Support Questions
Find answers, ask questions, and share your expertise
Announcements
Alert: Welcome to the Unified Cloudera Community. Former HCC members be sure to read and learn how to activate your account here.

Hive join fails with different table formats

Hive join fails with different table formats

Contributor

Hi,

I have complex Hive join using ORC tables, that uses some sub-query twice. I tried to optimize it by storing result of subquery into temporary table. I forgot to define storage format for the temp table so it was created as CSV by default. The query seemed to work (completed with no error) but the results were wrong (few extra lines added with some NULL columns). After I changed the temp table storage type to ORC as the other tables, the query took significantly longer time, but the data are correct.

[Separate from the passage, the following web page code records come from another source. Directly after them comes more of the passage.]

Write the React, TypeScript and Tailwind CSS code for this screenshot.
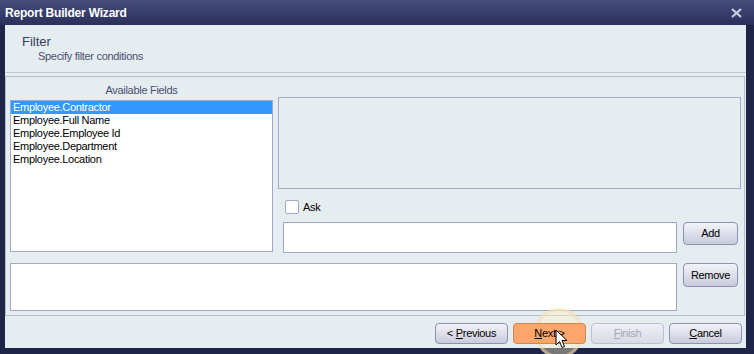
import React from "react";

const font = { fontFamily: '"Liberation Sans", Arial, sans-serif' };

// plain wizard button, size classes passed in
const WizButton = ({
  children,
  size = "h-[21px] w-[73px]",
  className = "",
}: {
  children: React.ReactNode;
  size?: string;
  className?: string;
}) => (
  <button
    className={`flex shrink-0 items-center justify-center rounded-[4px] border border-[#8e90b8] bg-gradient-to-b from-[#f2f3f8] to-[#c9cbdd] text-[11px] tracking-[-0.3px] text-black ${size} ${className}`}
  >
    <span>{children}</span>
  </button>
);

export default function App() {
  const fields = [
    "Employee.Contractor",
    "Employee.Full Name",
    "Employee.Employee Id",
    "Employee.Department",
    "Employee.Location",
  ];

  return (
    <div
      className="flex h-[354px] w-[754px] flex-col bg-[#1f2549] text-[11px] tracking-[-0.3px]"
      style={font}
    >
      {/* Title bar */}
      <div className="flex h-[25px] shrink-0 items-center justify-between bg-gradient-to-b from-[#474e7e] to-[#2a3059] pl-[5px] pr-[12px]">
        <span className="text-[12px] font-bold tracking-[-0.2px] text-white">Report Builder Wizard</span>
        <svg width="11" height="10" viewBox="0 0 11 10">
          <path d="M1 1 L10 9 M10 1 L1 9" stroke="#c9cde0" strokeWidth="2.2" />
        </svg>
      </div>

      {/* Body */}
      <div className="ml-[5px] mr-[8px] flex flex-1 flex-col bg-[#e6edf0]">
        {/* Header */}
        <div className="h-[48px] shrink-0 border-b border-[#c3c7d6] pl-[17px] pt-[9px]">
          <div className="text-[13px] leading-[15px] tracking-[0px] text-[#363e62]">Filter</div>
          <div className="pl-[16px] pt-[1px] leading-[13px] text-[#4a5070]">Specify filter conditions</div>
        </div>

        {/* Main panel */}
        <div className="mt-[3px] mr-[1px] h-[240px] shrink-0 border border-[#b7bacd] bg-[#e6edf0] pl-[4px] pr-[3px]">
          <div className="flex">
            <div className="flex w-[263px] shrink-0 flex-col">
              <div className="flex h-[23px] items-center justify-center pt-[3px] text-[#4a4e70]">
                Available Fields
              </div>
              <div className="h-[152px] border border-[#a3a6cb] bg-white">
                {fields.map((f, i) => (
                  <div
                    key={f}
                    className={`h-[13px] pl-[2px] leading-[13px] ${i === 0 ? "bg-[#3399ff] text-white" : "text-black"}`}
                  >
                    {f}
                  </div>
                ))}
              </div>
            </div>

            <div className="ml-[5px] flex min-w-0 flex-1 flex-col">
              <div className="mt-[20px] h-[92px] border border-[#a7a9c9] bg-[#e6edf0]" />
              <div className="mt-[11px] flex h-[14px] items-center pl-[7px]">
                <div className="h-[14px] w-[14px] rounded-[2px] border border-[#a3a6cb] bg-white" />
                <span className="ml-[4px] text-black">Ask</span>
              </div>
              <div className="mt-[8px] flex items-start pl-[5px]">
                <div className="h-[31px] w-[394px] shrink-0 border border-[#a3a6cb] bg-white" />
                <WizButton size="h-[23px] w-[55px]" className="ml-[6px]">
                  Add
                </WizButton>
              </div>
            </div>
          </div>

          <div className="mt-[10px] flex items-start">
            <div className="h-[48px] w-[667px] shrink-0 border border-[#a3a6cb] bg-white" />
            <WizButton size="h-[24px] w-[55px]" className="ml-[6px]">
              Remove
            </WizButton>
          </div>
        </div>

        {/* Footer */}
        <div className="flex flex-1 items-start justify-end gap-[5px] pr-[4px] pt-[7px]">
          <WizButton>
            {"< "}
            <span className="underline">P</span>revious
          </WizButton>
          <div className="relative">
            <div className="pointer-events-none absolute left-[22px] top-[-15px] h-[50px] w-[48px] rounded-full border-[3px] border-[#f6d9a8]/50 bg-[#fff6c4]/40" />
            <button className="relative flex h-[21px] w-[73px] items-center justify-center rounded-[4px] border border-[#cf864f] bg-[#fda66c] text-[11px] tracking-[-0.3px] text-black">
              <span>
                <span className="underline">N</span>ext &gt;
              </span>
            </button>
            <svg
              className="pointer-events-none absolute left-[42px] top-[6px]"
              width="14"
              height="21"
              viewBox="0 0 14 21"
            >
              <path
                d="M1 1 L1 16 L4.5 12.5 L7 18.5 L9.5 17.5 L7 11.5 L12 11.5 Z"
                fill="white"
                stroke="black"
                strokeWidth="1"
                strokeLinejoin="round"
              />
            </svg>
          </div>
          <button className="flex h-[21px] w-[73px] items-center justify-center rounded-[4px] border border-[#bcbed4] bg-gradient-to-b from-[#eef0f5] to-[#d8dae6] text-[11px] tracking-[-0.3px] text-[#a4a7b8]">
            <span>
              <span className="underline">F</span>inish
            </span>
          </button>
          <WizButton>
            <span className="underline">C</span>ancel
          </WizButton>
        </div>
      </div>
      <div className="h-[6px] shrink-0" />
    </div>
  );
}
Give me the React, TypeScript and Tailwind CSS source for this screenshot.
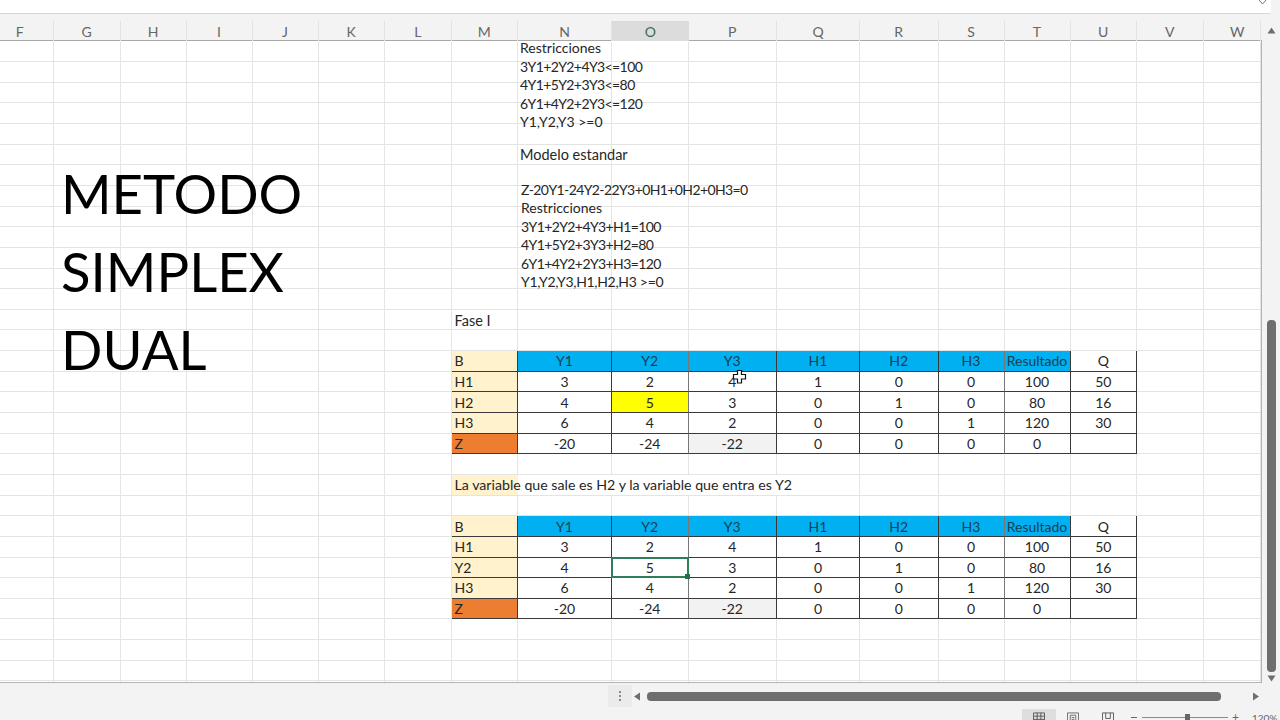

The temp table creation (in CSV) :

CREATE TABLE mmd_test_glims1_global_raw.lot_temp_union AS SELECT *,'0000-00-00-00-00-00' as bdp_version FROM mmd_test_glims1_global.lot
                UNION ALL SELECT * FROM mmd_test_glims1_global_raw.lot WHERE bdp_version='2016-06-24-18-47-05';

And the view with join:

CREATE OR REPLACE VIEW mmd_test_glims1_global_raw.lot_temp_view AS
    SELECT t.* FROM mmd_test_glims1_global_raw.lot_temp_union t
    JOIN
        (SELECT LOT_NUMBER, max(bdp_version) max_modified FROM mmd_test_glims1_global_raw.lot_temp_union GROUP BY LOT_NUMBER) s
    ON t.LOT_NUMBER<=>s.LOT_NUMBER AND  t.bdp_version=s.max_modified;

Have you seen such behavior? I thought it is safe to mix storage formats in a single query.

Thanks for any input.

Regards,

Pavel

3 REPLIES 3

Re: Hive join fails with different table formats

Super Guru
  • what version of hive are you on?
  • Do you mind posting your DDL?

Re: Hive join fails with different table formats

New Contributor

Hi, I have a similar problem on hive 1.2.

My ddls:

'org.apache.hadoop.hive.ql.io.HiveIgnoreKeyTextOutputFormat'

CREATE TABLE `dask_tech.orc_table`(
`vat_nip` varchar(15),
`firmano` decimal(10,0),
`mailadr_nazwa` varchar(255))
ROW FORMAT SERDE
'org.apache.hadoop.hive.ql.io.orc.OrcSerde'
STORED AS INPUTFORMAT
'org.apache.hadoop.hive.ql.io.orc.OrcInputFormat'
OUTPUTFORMAT
'org.apache.hadoop.hive.ql.io.orc.OrcOutputFormat'

\

CREATE TABLE `dask_tech.txt_table`(
`val_orig` varchar(100),
`val_masked` varchar(100))
ROW FORMAT SERDE
'org.apache.hadoop.hive.serde2.lazy.LazySimpleSerDe'
STORED AS INPUTFORMAT
'org.apache.hadoop.mapred.TextInputFormat'
OUTPUTFORMAT
'org.apache.hadoop.hive.ql.io.HiveIgnoreKeyTextOutputFormat'

Query from orc - 3 lines in result.

select mailadr_nazwa from dask_tech.orc_table
where FIRMANO=45601;

Designers' Baby P Paula Cz
Designers' Baby P Paula Cz
Designers' Baby P Paula Cz

Query with join to txt - 6 lines in result.

select mailadr_nazwa from dask_tech.orc_table
left join dask_tech.txt_table m1 on m1.val_orig = vat_nip
where FIRMANO=45601;


Designers' Baby P
Paula Cz
Designers' Baby P
Paula Cz
Designers' Baby P
Paula Cz

Do you have any idea what might be the reason?

Re: Hive join fails with different table formats

New Contributor

I solved the problem. The results are correct after changing the parameter:
hive.query.result.fileformat=sequencefile
I had the default value for my HIVE version: textFile.